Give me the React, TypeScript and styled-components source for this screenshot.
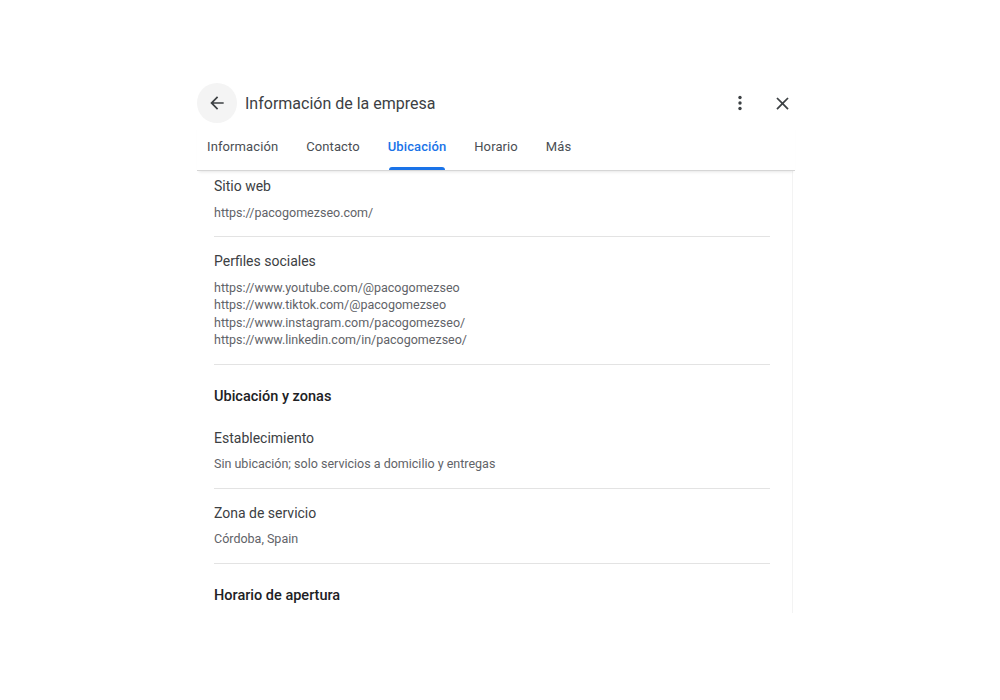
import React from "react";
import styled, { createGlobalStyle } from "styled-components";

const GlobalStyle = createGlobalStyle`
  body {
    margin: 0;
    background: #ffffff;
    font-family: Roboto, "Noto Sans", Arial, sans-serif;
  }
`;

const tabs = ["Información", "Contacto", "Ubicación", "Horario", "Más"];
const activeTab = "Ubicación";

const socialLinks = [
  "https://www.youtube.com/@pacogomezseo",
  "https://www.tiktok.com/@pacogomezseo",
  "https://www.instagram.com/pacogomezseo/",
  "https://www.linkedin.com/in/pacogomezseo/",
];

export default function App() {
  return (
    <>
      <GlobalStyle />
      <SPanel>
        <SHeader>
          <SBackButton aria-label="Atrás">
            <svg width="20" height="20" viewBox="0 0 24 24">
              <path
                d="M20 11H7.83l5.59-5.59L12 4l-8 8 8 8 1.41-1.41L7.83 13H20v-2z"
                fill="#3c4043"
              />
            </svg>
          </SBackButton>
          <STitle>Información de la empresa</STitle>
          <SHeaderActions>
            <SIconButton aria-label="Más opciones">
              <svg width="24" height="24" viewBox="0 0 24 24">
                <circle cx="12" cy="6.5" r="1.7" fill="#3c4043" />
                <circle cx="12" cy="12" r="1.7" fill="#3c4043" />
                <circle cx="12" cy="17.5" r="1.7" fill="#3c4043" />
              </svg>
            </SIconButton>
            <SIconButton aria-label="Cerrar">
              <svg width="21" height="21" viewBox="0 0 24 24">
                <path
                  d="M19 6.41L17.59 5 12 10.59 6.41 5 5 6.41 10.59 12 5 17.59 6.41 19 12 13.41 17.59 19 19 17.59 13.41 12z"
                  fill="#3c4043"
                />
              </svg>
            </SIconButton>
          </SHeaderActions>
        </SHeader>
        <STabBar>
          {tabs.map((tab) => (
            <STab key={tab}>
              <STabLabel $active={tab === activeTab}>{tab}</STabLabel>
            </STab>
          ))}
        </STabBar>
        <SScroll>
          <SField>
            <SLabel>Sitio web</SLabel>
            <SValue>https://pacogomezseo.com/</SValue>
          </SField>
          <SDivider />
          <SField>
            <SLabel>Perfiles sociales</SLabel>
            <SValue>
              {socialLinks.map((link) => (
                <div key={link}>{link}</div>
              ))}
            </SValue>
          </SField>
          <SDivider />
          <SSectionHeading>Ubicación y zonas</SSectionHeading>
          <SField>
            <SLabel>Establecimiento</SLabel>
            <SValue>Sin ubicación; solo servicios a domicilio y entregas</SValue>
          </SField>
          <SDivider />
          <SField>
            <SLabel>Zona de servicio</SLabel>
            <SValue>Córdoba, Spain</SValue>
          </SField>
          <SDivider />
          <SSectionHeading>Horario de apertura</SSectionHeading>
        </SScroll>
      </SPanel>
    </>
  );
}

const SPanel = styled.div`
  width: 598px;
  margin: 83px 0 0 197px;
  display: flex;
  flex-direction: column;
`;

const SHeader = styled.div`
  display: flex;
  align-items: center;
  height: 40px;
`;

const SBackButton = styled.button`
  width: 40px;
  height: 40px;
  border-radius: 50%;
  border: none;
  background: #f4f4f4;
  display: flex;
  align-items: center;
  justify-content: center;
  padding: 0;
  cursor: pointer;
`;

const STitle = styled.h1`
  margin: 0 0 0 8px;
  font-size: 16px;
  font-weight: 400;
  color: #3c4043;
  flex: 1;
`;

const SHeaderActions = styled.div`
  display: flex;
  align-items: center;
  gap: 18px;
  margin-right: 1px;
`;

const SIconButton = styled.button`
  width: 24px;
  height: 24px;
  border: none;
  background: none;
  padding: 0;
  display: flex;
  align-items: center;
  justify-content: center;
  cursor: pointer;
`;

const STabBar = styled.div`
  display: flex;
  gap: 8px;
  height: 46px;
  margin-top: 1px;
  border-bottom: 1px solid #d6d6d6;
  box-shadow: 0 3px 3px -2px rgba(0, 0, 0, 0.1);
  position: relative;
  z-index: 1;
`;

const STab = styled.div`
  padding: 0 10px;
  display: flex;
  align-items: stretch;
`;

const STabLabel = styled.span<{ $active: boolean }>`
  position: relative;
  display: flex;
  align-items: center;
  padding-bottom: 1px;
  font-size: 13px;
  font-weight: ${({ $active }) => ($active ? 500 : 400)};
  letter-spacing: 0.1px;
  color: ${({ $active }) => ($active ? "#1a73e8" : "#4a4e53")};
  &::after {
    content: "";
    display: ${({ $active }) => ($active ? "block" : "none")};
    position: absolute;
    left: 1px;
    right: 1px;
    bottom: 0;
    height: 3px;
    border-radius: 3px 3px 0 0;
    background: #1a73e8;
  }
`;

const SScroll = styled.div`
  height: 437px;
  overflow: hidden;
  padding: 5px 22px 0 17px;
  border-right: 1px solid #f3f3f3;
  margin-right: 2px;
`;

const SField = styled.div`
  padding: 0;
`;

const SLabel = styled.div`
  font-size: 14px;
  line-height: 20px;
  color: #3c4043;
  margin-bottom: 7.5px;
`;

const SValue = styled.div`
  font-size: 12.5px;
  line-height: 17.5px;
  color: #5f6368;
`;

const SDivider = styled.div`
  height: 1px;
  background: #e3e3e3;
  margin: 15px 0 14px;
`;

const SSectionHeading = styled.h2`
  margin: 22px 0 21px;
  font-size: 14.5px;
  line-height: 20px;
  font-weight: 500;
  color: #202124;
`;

□ □ □ □ □

GIVEN INSTRUCTION. Every line of the data should be copied as it stands, without the images.

FULL OUTPUT.
Give me the React, TypeScript and styled-components source for this screenshot.
import React from "react";
import styled, { createGlobalStyle } from "styled-components";

const GlobalStyle = createGlobalStyle`
  body {
    margin: 0;
    background: #ffffff;
    font-family: Roboto, "Noto Sans", Arial, sans-serif;
  }
`;

const tabs = ["Información", "Contacto", "Ubicación", "Horario", "Más"];
const activeTab = "Ubicación";

const socialLinks = [
  "https://www.youtube.com/@pacogomezseo",
  "https://www.tiktok.com/@pacogomezseo",
  "https://www.instagram.com/pacogomezseo/",
  "https://www.linkedin.com/in/pacogomezseo/",
];

export default function App() {
  return (
    <>
      <GlobalStyle />
      <SPanel>
        <SHeader>
          <SBackButton aria-label="Atrás">
            <svg width="20" height="20" viewBox="0 0 24 24">
              <path
                d="M20 11H7.83l5.59-5.59L12 4l-8 8 8 8 1.41-1.41L7.83 13H20v-2z"
                fill="#3c4043"
              />
            </svg>
          </SBackButton>
          <STitle>Información de la empresa</STitle>
          <SHeaderActions>
            <SIconButton aria-label="Más opciones">
              <svg width="24" height="24" viewBox="0 0 24 24">
                <circle cx="12" cy="6.5" r="1.7" fill="#3c4043" />
                <circle cx="12" cy="12" r="1.7" fill="#3c4043" />
                <circle cx="12" cy="17.5" r="1.7" fill="#3c4043" />
              </svg>
            </SIconButton>
            <SIconButton aria-label="Cerrar">
              <svg width="21" height="21" viewBox="0 0 24 24">
                <path
                  d="M19 6.41L17.59 5 12 10.59 6.41 5 5 6.41 10.59 12 5 17.59 6.41 19 12 13.41 17.59 19 19 17.59 13.41 12z"
                  fill="#3c4043"
                />
              </svg>
            </SIconButton>
          </SHeaderActions>
        </SHeader>
        <STabBar>
          {tabs.map((tab) => (
            <STab key={tab}>
              <STabLabel $active={tab === activeTab}>{tab}</STabLabel>
            </STab>
          ))}
        </STabBar>
        <SScroll>
          <SField>
            <SLabel>Sitio web</SLabel>
            <SValue>https://pacogomezseo.com/</SValue>
          </SField>
          <SDivider />
          <SField>
            <SLabel>Perfiles sociales</SLabel>
            <SValue>
              {socialLinks.map((link) => (
                <div key={link}>{link}</div>
              ))}
            </SValue>
          </SField>
          <SDivider />
          <SSectionHeading>Ubicación y zonas</SSectionHeading>
          <SField>
            <SLabel>Establecimiento</SLabel>
            <SValue>Sin ubicación; solo servicios a domicilio y entregas</SValue>
          </SField>
          <SDivider />
          <SField>
            <SLabel>Zona de servicio</SLabel>
            <SValue>Córdoba, Spain</SValue>
          </SField>
          <SDivider />
          <SSectionHeading>Horario de apertura</SSectionHeading>
        </SScroll>
      </SPanel>
    </>
  );
}

const SPanel = styled.div`
  width: 598px;
  margin: 83px 0 0 197px;
  display: flex;
  flex-direction: column;
`;

const SHeader = styled.div`
  display: flex;
  align-items: center;
  height: 40px;
`;

const SBackButton = styled.button`
  width: 40px;
  height: 40px;
  border-radius: 50%;
  border: none;
  background: #f4f4f4;
  display: flex;
  align-items: center;
  justify-content: center;
  padding: 0;
  cursor: pointer;
`;

const STitle = styled.h1`
  margin: 0 0 0 8px;
  font-size: 16px;
  font-weight: 400;
  color: #3c4043;
  flex: 1;
`;

const SHeaderActions = styled.div`
  display: flex;
  align-items: center;
  gap: 18px;
  margin-right: 1px;
`;

const SIconButton = styled.button`
  width: 24px;
  height: 24px;
  border: none;
  background: none;
  padding: 0;
  display: flex;
  align-items: center;
  justify-content: center;
  cursor: pointer;
`;

const STabBar = styled.div`
  display: flex;
  gap: 8px;
  height: 46px;
  margin-top: 1px;
  border-bottom: 1px solid #d6d6d6;
  box-shadow: 0 3px 3px -2px rgba(0, 0, 0, 0.1);
  position: relative;
  z-index: 1;
`;

const STab = styled.div`
  padding: 0 10px;
  display: flex;
  align-items: stretch;
`;

const STabLabel = styled.span<{ $active: boolean }>`
  position: relative;
  display: flex;
  align-items: center;
  padding-bottom: 1px;
  font-size: 13px;
  font-weight: ${({ $active }) => ($active ? 500 : 400)};
  letter-spacing: 0.1px;
  color: ${({ $active }) => ($active ? "#1a73e8" : "#4a4e53")};
  &::after {
    content: "";
    display: ${({ $active }) => ($active ? "block" : "none")};
    position: absolute;
    left: 1px;
    right: 1px;
    bottom: 0;
    height: 3px;
    border-radius: 3px 3px 0 0;
    background: #1a73e8;
  }
`;

const SScroll = styled.div`
  height: 437px;
  overflow: hidden;
  padding: 5px 22px 0 17px;
  border-right: 1px solid #f3f3f3;
  margin-right: 2px;
`;

const SField = styled.div`
  padding: 0;
`;

const SLabel = styled.div`
  font-size: 14px;
  line-height: 20px;
  color: #3c4043;
  margin-bottom: 7.5px;
`;

const SValue = styled.div`
  font-size: 12.5px;
  line-height: 17.5px;
  color: #5f6368;
`;

const SDivider = styled.div`
  height: 1px;
  background: #e3e3e3;
  margin: 15px 0 14px;
`;

const SSectionHeading = styled.h2`
  margin: 22px 0 21px;
  font-size: 14.5px;
  line-height: 20px;
  font-weight: 500;
  color: #202124;
`;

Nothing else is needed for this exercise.